Ok, so we see that PREEMPTION_TIMER and PENDING_INTERRUPT are high.
This almost seems as if a IRQ shall be delivered but isn't properly cleared/handled by the guest.
So it forever would spin as:
1. IRQ is pending -> exit PENDING_INTERRUPT
2. Use preemption timer for immediate VMExit [1]
3. Guest receives and mis-handles IRQ (MSR writes ont hat path)
4. guest leaves IRQ disabled area, but IRQ is still pending (or there is an infinite amount or anything), goto #1

I'd have hoped that the further counters would help a bit more but they are all zero which seems wrong. At least the exits should somewhat match. I rechecked the command that I told you and yes (sorry), in the form I added it it would only probe for the sleep command which obviously doesn't do anything.
But since you cleared the affected host you are good to just add -a to check globally for KVM counters.
 $ sudo perf stat -a -e 'kvm:*' sleep 30s
That should give you some numbers here as well.
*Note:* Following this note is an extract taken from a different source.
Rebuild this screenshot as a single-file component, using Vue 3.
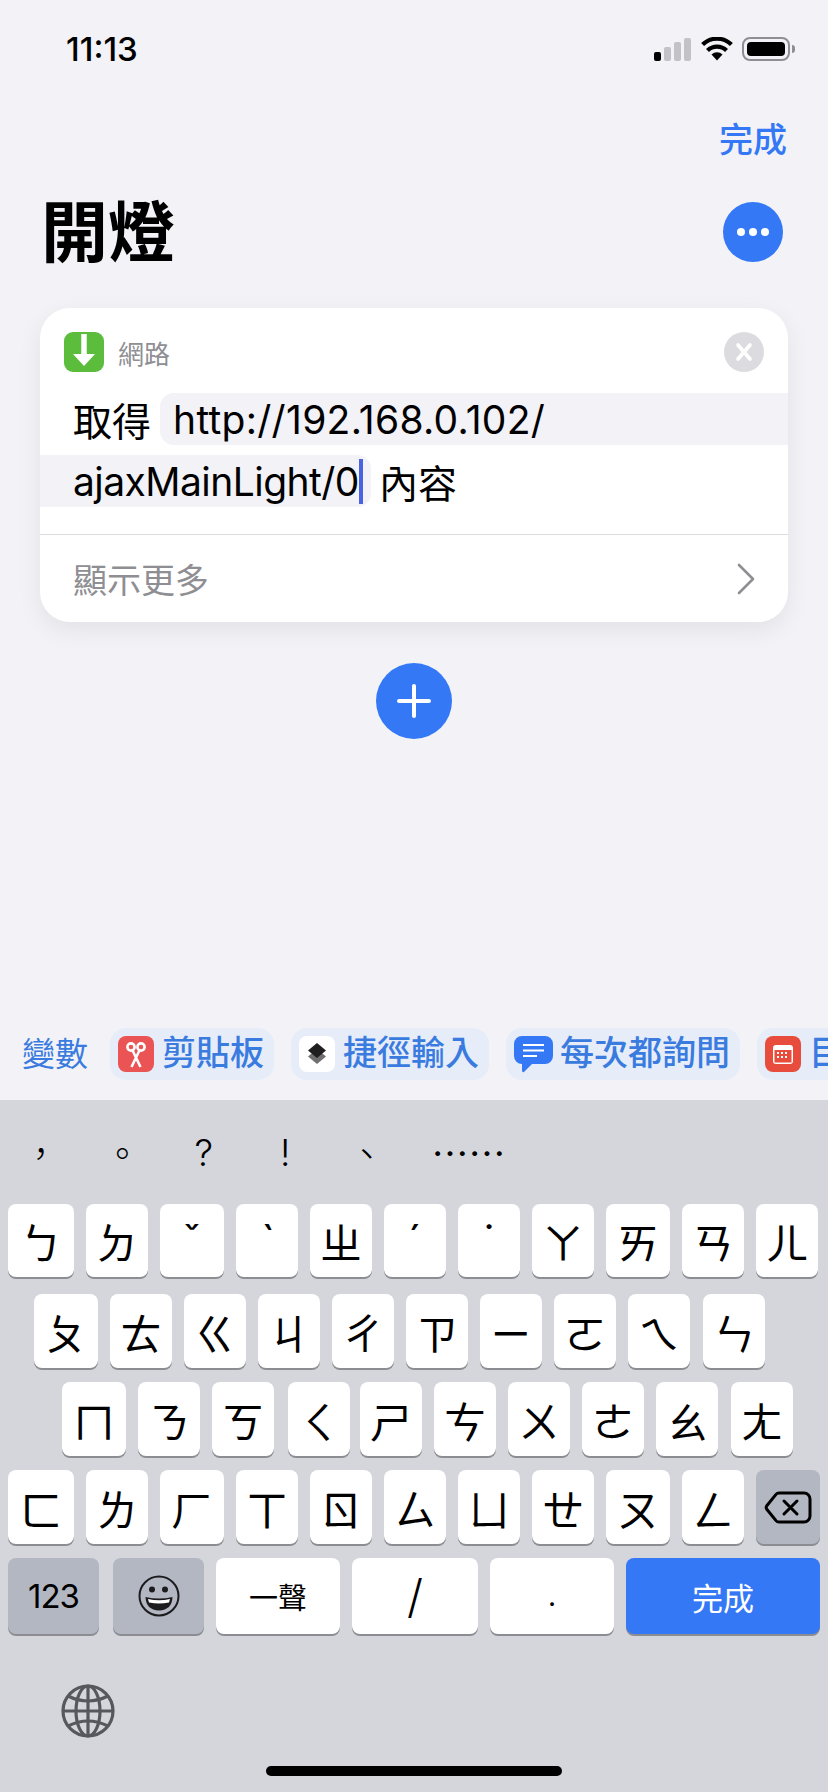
<script setup>
const keyRows = [
  { cls: "row-a", keys: ["ㄅ", "ㄉ", "ˇ", "ˋ", "ㄓ", "ˊ", "˙", "ㄚ", "ㄞ", "ㄢ", "ㄦ"] },
  { cls: "row-b", keys: ["ㄆ", "ㄊ", "ㄍ", "ㄐ", "ㄔ", "ㄗ", "ㄧ", "ㄛ", "ㄟ", "ㄣ"] },
  { cls: "row-c", keys: ["ㄇ", "ㄋ", "ㄎ", "ㄑ", "ㄕ", "ㄘ", "ㄨ", "ㄜ", "ㄠ", "ㄤ"] },
];
const row4 = ["ㄈ", "ㄌ", "ㄏ", "ㄒ", "ㄖ", "ㄙ", "ㄩ", "ㄝ", "ㄡ", "ㄥ"];
const punctuation = ["，", "。", "?", "!", "、"];
</script>

<template>
  <div class="app">
    <div class="status">
      <span class="time">11:13</span>
      <div class="status-icons">
        <div class="signal">
          <i class="bar on" style="height: 9px"></i>
          <i class="bar" style="height: 14px"></i>
          <i class="bar" style="height: 19px"></i>
          <i class="bar" style="height: 23px"></i>
        </div>
        <svg class="wifi" width="32" height="24" viewBox="0 0 32 24">
          <path d="M16 23.5 L10.5 17.5 A7.8 7.8 0 0 1 21.5 17.5 Z" fill="#000" />
          <path d="M6.5 13.5 A13.5 13.5 0 0 1 25.5 13.5" fill="none" stroke="#000" stroke-width="4.2" />
          <path d="M1.6 7.6 A20.5 20.5 0 0 1 30.4 7.6" fill="none" stroke="#000" stroke-width="4.2" />
        </svg>
        <div class="battery"><div class="battery-fill"></div></div>
        <div class="battery-nub"></div>
      </div>
    </div>

    <div class="nav"><span class="done">完成</span></div>

    <div class="title-row">
      <h1 class="title">開燈</h1>
      <div class="more"><i></i><i></i><i></i></div>
    </div>

    <div class="card">
      <div class="card-head">
        <div class="action-icon">
          <svg width="40" height="40" viewBox="0 0 40 40">
            <path d="M20 2 V27" stroke="#fff" stroke-width="5.5" fill="none" />
            <path d="M9 22 H31 L20 34 Z" fill="#fff" />
          </svg>
        </div>
        <span class="action-name">網路</span>
        <div class="close">
          <svg width="20" height="20" viewBox="0 0 20 20">
            <path d="M4 3 L16 17 M16 3 L4 17" stroke="#fff" stroke-width="3.6" stroke-linecap="round" />
          </svg>
        </div>
      </div>
      <div class="line line-one">
        <span class="word">取得</span>
        <div class="token token-start">http://192.168.0.102/</div>
      </div>
      <div class="line line-two">
        <div class="token token-end">ajaxMainLight/0<i class="caret"></i></div>
        <span class="word">內容</span>
      </div>
      <div class="card-foot">
        <span class="show-more">顯示更多</span>
        <svg width="20" height="32" viewBox="0 0 20 32">
          <path d="M4 2 L18 16 L4 30" fill="none" stroke="#8e8e93" stroke-width="2.6" stroke-linecap="round" stroke-linejoin="round" />
        </svg>
      </div>
    </div>

    <div class="add">
      <svg width="34" height="34" viewBox="0 0 34 34">
        <path d="M17 2 V32 M2 17 H32" stroke="#fff" stroke-width="4" stroke-linecap="round" />
      </svg>
    </div>

    <div class="vars">
      <span class="vars-label">變數</span>
      <div class="chip">
        <svg class="chip-icon" width="36" height="36" viewBox="0 0 36 36">
          <rect width="36" height="36" rx="8" fill="#ea5455" />
          <g fill="none" stroke="#fff" stroke-width="2.6">
            <circle cx="13" cy="11" r="3.6" />
            <circle cx="23" cy="11" r="3.6" />
            <path d="M14.6 14.5 L22.5 31 M21.4 14.5 L13.5 31" />
          </g>
        </svg>
        <span class="chip-text">剪貼板</span>
      </div>
      <div class="chip">
        <svg class="chip-icon" width="36" height="36" viewBox="0 0 36 36">
          <rect width="36" height="36" rx="8" fill="#fff" />
          <path d="M18 13 L27 20.5 L18 28 L9 20.5 Z" fill="#707070" />
          <path d="M18 7 L27 14.5 L18 22 L9 14.5 Z" fill="#1f1f1f" />
        </svg>
        <span class="chip-text">捷徑輸入</span>
      </div>
      <div class="chip">
        <svg class="chip-icon wide" width="39" height="37" viewBox="0 0 39 37">
          <path d="M8 0 H31 A8 8 0 0 1 39 8 V20 A8 8 0 0 1 31 28 H18 L10 36 Q8 37 8 34 V28 A8 8 0 0 1 0 20 V8 A8 8 0 0 1 8 0 Z" fill="#3478f6" />
          <path d="M9 9 H30 M9 14.5 H30 M9 20 H23" stroke="#fff" stroke-width="2.2" />
        </svg>
        <span class="chip-text">每次都詢問</span>
      </div>
      <div class="chip">
        <svg class="chip-icon" width="36" height="36" viewBox="0 0 36 36">
          <rect width="36" height="36" rx="8" fill="#e74c3c" />
          <rect x="8" y="9" width="20" height="19" rx="3" fill="#fff" />
          <rect x="9.5" y="14" width="17" height="12.5" fill="#e74c3c" />
          <g fill="#fff">
            <rect x="12" y="16" width="2" height="2" /><rect x="16" y="16" width="2" height="2" />
            <rect x="20" y="16" width="2" height="2" /><rect x="12" y="20" width="2" height="2" />
            <rect x="16" y="20" width="2" height="2" /><rect x="20" y="20" width="2" height="2" />
          </g>
        </svg>
        <span class="chip-text">目</span>
      </div>
    </div>

    <div class="keyboard">
      <div class="candidates">
        <span v-for="p in punctuation" :key="p" class="cand">{{ p }}</span>
        <span class="cand cand-wide">……</span>
      </div>

      <div v-for="row in keyRows" :key="row.cls" class="key-row" :class="row.cls">
        <div v-for="k in row.keys" :key="k" class="key">{{ k }}</div>
      </div>

      <div class="key-row row-d">
        <div v-for="k in row4" :key="k" class="key">{{ k }}</div>
        <div class="key fn backspace">
          <svg width="48" height="33" viewBox="0 0 48 33">
            <path d="M15 2 H40 A6 6 0 0 1 46 8 V25 A6 6 0 0 1 40 31 H15 A4 4 0 0 1 12 29.6 L3 18.5 A3.2 3.2 0 0 1 3 14.5 L12 3.4 A4 4 0 0 1 15 2 Z" fill="none" stroke="#000" stroke-width="3" />
            <path d="M20 10 L33 23 M33 10 L20 23" stroke="#000" stroke-width="3" stroke-linecap="round" />
          </svg>
        </div>
      </div>

      <div class="key-row row-e">
        <div class="key fn num">123</div>
        <div class="key fn emoji">
          <svg width="42" height="42" viewBox="0 0 42 42">
            <circle cx="21" cy="21" r="19.5" fill="none" stroke="#1c1c1e" stroke-width="2" />
            <circle cx="14" cy="14.5" r="3" fill="#1c1c1e" />
            <circle cx="27" cy="14.5" r="3" fill="#1c1c1e" />
            <path d="M7.5 22 Q21 25 34.5 22 Q34 35 21 35.5 Q8 35 7.5 22 Z" fill="#1c1c1e" />
            <path d="M10 24 Q21 26.5 32 24 L31 27.5 Q21 29.5 11 27.5 Z" fill="#fff" />
          </svg>
        </div>
        <div class="key tone">一聲</div>
        <div class="key slash">/</div>
        <div class="key dot">.</div>
        <div class="key return">完成</div>
      </div>

      <div class="globe">
        <svg width="54" height="54" viewBox="0 0 54 54">
          <g fill="none" stroke="#56585c" stroke-width="3.2">
            <circle cx="27" cy="27" r="25" />
            <ellipse cx="27" cy="27" rx="12" ry="25" />
            <path d="M27 2 V52 M2 27 H52" />
            <path d="M7 12 Q27 22 47 12 M7 42 Q27 32 47 42" />
          </g>
        </svg>
      </div>
      <div class="home-bar"></div>
    </div>
  </div>
</template>

<style scoped>
.app {
  width: 828px;
  height: 1792px;
  overflow: hidden;
  display: flex;
  flex-direction: column;
  background: #f2f2f7;
  color: #000;
  font-family: Inter, "Noto Sans CJK TC", sans-serif;
}

.status {
  height: 98px;
  display: flex;
  align-items: center;
  justify-content: space-between;
  padding: 0 33px 0 66px;
  box-sizing: border-box;
}

.time {
  font-size: 33px;
  font-weight: 500;
  letter-spacing: 0;
}

.status-icons {
  display: flex;
  align-items: center;
}

.signal {
  display: flex;
  align-items: flex-end;
  gap: 3px;
  height: 23px;
  margin-right: 10px;
}

.bar {
  width: 7px;
  border-radius: 2px;
  background: #c2c2c7;
}

.bar.on {
  background: #000;
}

.wifi {
  margin-right: 9px;
}

.battery {
  width: 48px;
  height: 24px;
  box-sizing: border-box;
  border: 2px solid #8e8e93;
  border-radius: 8px;
  padding: 3px;
}

.battery-fill {
  height: 100%;
  background: #000;
  border-radius: 4px;
}

.battery-nub {
  width: 3px;
  height: 8px;
  margin-left: 2px;
  background: #8e8e93;
  border-radius: 0 3px 3px 0;
}

.nav {
  height: 84px;
  display: flex;
  align-items: center;
  justify-content: flex-end;
  padding-right: 41px;
}

.done {
  font-size: 34px;
  font-weight: 500;
  line-height: 1;
  color: #3478f6;
}

.title-row {
  height: 100px;
  display: flex;
  align-items: center;
  justify-content: space-between;
  padding: 0 45px 0 41px;
}

.title {
  margin: 0;
  font-size: 67px;
  font-weight: 700;
  line-height: 1;
}

.more {
  width: 60px;
  height: 60px;
  border-radius: 50%;
  background: #3478f6;
  display: flex;
  align-items: center;
  justify-content: center;
  gap: 4px;
}

.more i {
  width: 8px;
  height: 8px;
  border-radius: 50%;
  background: #fff;
}

.card {
  margin: 26px 40px 0;
  height: 314px;
  box-sizing: border-box;
  background: #fff;
  border-radius: 30px;
  box-shadow: 0 8px 24px rgba(0, 0, 0, 0.07);
  overflow: hidden;
}

.card-head {
  display: flex;
  align-items: center;
  padding: 24px 24px 0;
  height: 40px;
  box-sizing: content-box;
}

.action-icon {
  width: 40px;
  height: 40px;
  border-radius: 9px;
  background: #5bbd3b;
}

.action-icon svg {
  display: block;
}

.action-name {
  margin-left: 14px;
  font-size: 26px;
  color: #8e8e93;
}

.close {
  margin-left: auto;
  width: 40px;
  height: 40px;
  border-radius: 50%;
  background: #dcdce0;
  display: flex;
  align-items: center;
  justify-content: center;
}

.line {
  display: flex;
  align-items: center;
  height: 52px;
  font-size: 39px;
}

.line-one {
  margin-top: 21px;
  padding-left: 33px;
}

.line-two {
  margin-top: 10px;
}

.word {
  flex: none;
}

.token {
  height: 52px;
  display: flex;
  align-items: center;
  background: #f2f2f7;
  white-space: nowrap;
}

.token-start {
  flex: 1;
  margin-left: 9px;
  padding-left: 13px;
  letter-spacing: 0.3px;
  border-radius: 14px 0 0 14px;
}

.token-end {
  width: 331px;
  box-sizing: border-box;
  padding-left: 33px;
  margin-right: 8px;
  letter-spacing: -0.55px;
  border-radius: 0 14px 14px 0;
}

.caret {
  width: 4px;
  height: 45px;
  background: #4a63e0;
  flex: none;
}

.card-foot {
  margin-top: 27px;
  height: 88px;
  border-top: 1px solid #dcdce0;
  box-sizing: border-box;
  display: flex;
  align-items: center;
  justify-content: space-between;
  padding: 0 33px 0 33px;
}

.show-more {
  font-size: 34px;
  color: #8e8e93;
}

.add {
  align-self: center;
  margin-top: 41px;
  width: 76px;
  height: 76px;
  border-radius: 50%;
  background: #3478f6;
  display: flex;
  align-items: center;
  justify-content: center;
}

.vars {
  margin-top: auto;
  height: 100px;
  padding: 28px 0 0 22px;
  box-sizing: border-box;
  display: flex;
  align-items: flex-start;
  white-space: nowrap;
  overflow: hidden;
  color: #3a7bdf;
  font-size: 33px;
}

.vars-label {
  flex: none;
  height: 52px;
  line-height: 52px;
  margin-right: 22px;
}

.chip {
  flex: none;
  height: 52px;
  display: flex;
  align-items: center;
  gap: 8px;
  padding: 0 10px 0 8px;
  margin-right: 17px;
  border-radius: 16px;
  background: #e6edf9;
  font-size: 34px;
  font-weight: 500;
}

.chip-text {
  line-height: 50px;
  margin-top: -2px;
}

.chip-icon.wide {
  margin-right: -1px;
}

.keyboard {
  flex: none;
  height: 692px;
  background: #d4d6dc;
  display: flex;
  flex-direction: column;
}

.candidates {
  height: 104px;
  display: flex;
  align-items: center;
  font-size: 37px;
  font-weight: 300;
}

.cand {
  width: 81.5px;
  text-align: center;
}

.cand-wide {
  width: 122px;
  font-family: "Noto Sans CJK TC", sans-serif;
  font-weight: 400;
}

.key-row {
  display: flex;
  gap: 12px;
  height: 74px;
  margin-bottom: 14px;
  flex: none;
}

.row-a {
  padding-left: 8px;
  height: 73px;
  margin-bottom: 17px;
}

.row-b {
  padding-left: 34px;
}

.row-c {
  padding-left: 62px;
}

.row-d {
  padding-left: 8px;
}

.row-e {
  padding-left: 8px;
  height: 76px;
  margin-bottom: 0;
}

.key {
  flex: none;
  width: 62px;
  box-sizing: border-box;
  background: #fff;
  border-radius: 8px;
  box-shadow: 0 2px 0 #8b8d92;
  display: flex;
  align-items: center;
  justify-content: center;
  font-size: 42px;
  font-weight: 400;
}

/* edge keys on the real keyboard are a few px wider than the rest */
.row-a .key:nth-child(1),
.row-d .key:nth-child(1) {
  width: 66px;
}

.row-a .key:nth-child(3),
.row-a .key:nth-child(9),
.row-d .key:nth-child(3),
.row-d .key:nth-child(9),
.row-b .key:nth-child(1),
.row-c .key:nth-child(1) {
  width: 64px;
}

.row-b .key:last-child,
.row-c .key:last-child {
  margin-left: 1px;
}

.row-c .key:nth-child(4) {
  margin-left: 2px;
}

.row-c .key:nth-child(5) {
  margin-left: -2px;
}

.fn {
  background: #b3b7c1;
}

.backspace {
  width: 64px;
}

.num {
  width: 91px;
  font-size: 33px;
  letter-spacing: -1px;
  margin-right: 2px;
}

.emoji {
  width: 91px;
}

.tone {
  width: 124px;
  font-size: 29px;
}

.slash {
  width: 126px;
  font-size: 46px;
  font-weight: 300;
}

.dot {
  width: 124px;
  font-size: 28px;
}

.return {
  width: 194px;
  background: #3478f6;
  color: #fff;
  font-size: 31px;
}

.globe {
  margin: 50px 0 0 61px;
  height: 54px;
}

.globe svg {
  display: block;
}

.home-bar {
  align-self: center;
  margin-top: 28px;
  width: 296px;
  height: 10px;
  border-radius: 5px;
  background: #000;
}
</style>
I don't have a great idea yet what it is, but for the sake of "trying things" you might flip the IRQ delivery mechanism on the target system before migrating there. You could switch from the preemption_timer based mode to the older exit path with:
  kvm-intel.preemption_timer=0
On your kernel commandline or as option in /etc/modprobe.d/
After reboot check the value at:
  $ cat /sys/module/kvm_intel/parameters/preemption_timer
  Y
This should be Y by default and then flip to N.

Give this a try and report back the exits now that I fixed my missing -a.
If the numbers with disabled preemption_timer are massively different feel free to report those as well.

The perf profile of the host looks pretty much as expected matching the ongoing run/irq-delivery loop. The better numbers will help here if there are outliers we might miss.

Unfortunately the guest is unresponsive (so we can't easily check its /proc/interrupts for the types that are looping here. Furthermore your guest samples have no symbols (likely due to the kallysyms missing) which makes the guest still kind of a black box.
Unfortunately while attaching a debugger to the guest is possible [2] I'd not know a way to do this after the fact and since you need ti migrate to another host to trigger your issue we can't use that :-/
Until we have an idea for that guest debugging that works better in your case we might be in the dark here.

One approach we haven't started yet is checking for fixes in newer versions. For example bug 1791286 was somewhat similar, yet newer versions had it fixed and there were patches to backport.
Qemu 4.0 was just very recently released that isn't ready yet, but you could at your Bionic target install UCA-Stein [3]. That would lift the qemu 2.11 in Bionic to 3.1 which still is rather new. In the same fashion your target systems of the migrations could use e.g. Xenial+UCA

This would allow us to probe a few qemu releases for your case:
Xenial / Xenial+Ocata / Bionic / Bionic-Stein
Which matches qemu versions:
2.5 / 2.8 / 2.11 / 3.1

At a minimum it would be great if you could try 3.1 (that would not even need a new base OS deploy), the tests for X / X+ocata would need to install Xenial on a target machine which is more work :-/
Maybe after all we end up bisecting qemu either for the breaking commit since e.g. Xenial (if that worked) or for the fixing commit (if 3.1 works fine).
Let me know how much of that you can do, anything helps.

Note: I have asked around a bit but still have not heard of others affected by the same.
Therefore I wanted to ask one more thing, to further make your guests non-special - could you migrate one without ceph storage and let me know if this one would not fail?

[1]: https://git.kernel.org/pub/scm/linux/kernel/git/torvalds/linux.git/commit/?id=d264ee0c2ed20c6a426663590d4fc7a36cb6abd7
[2]: https://wiki.whamcloud.com/display/LNet/Kernel+GDB+live+Debugging+with+KVM
[3]: https://wiki.ubuntu.com/OpenStack/CloudArchive#Stein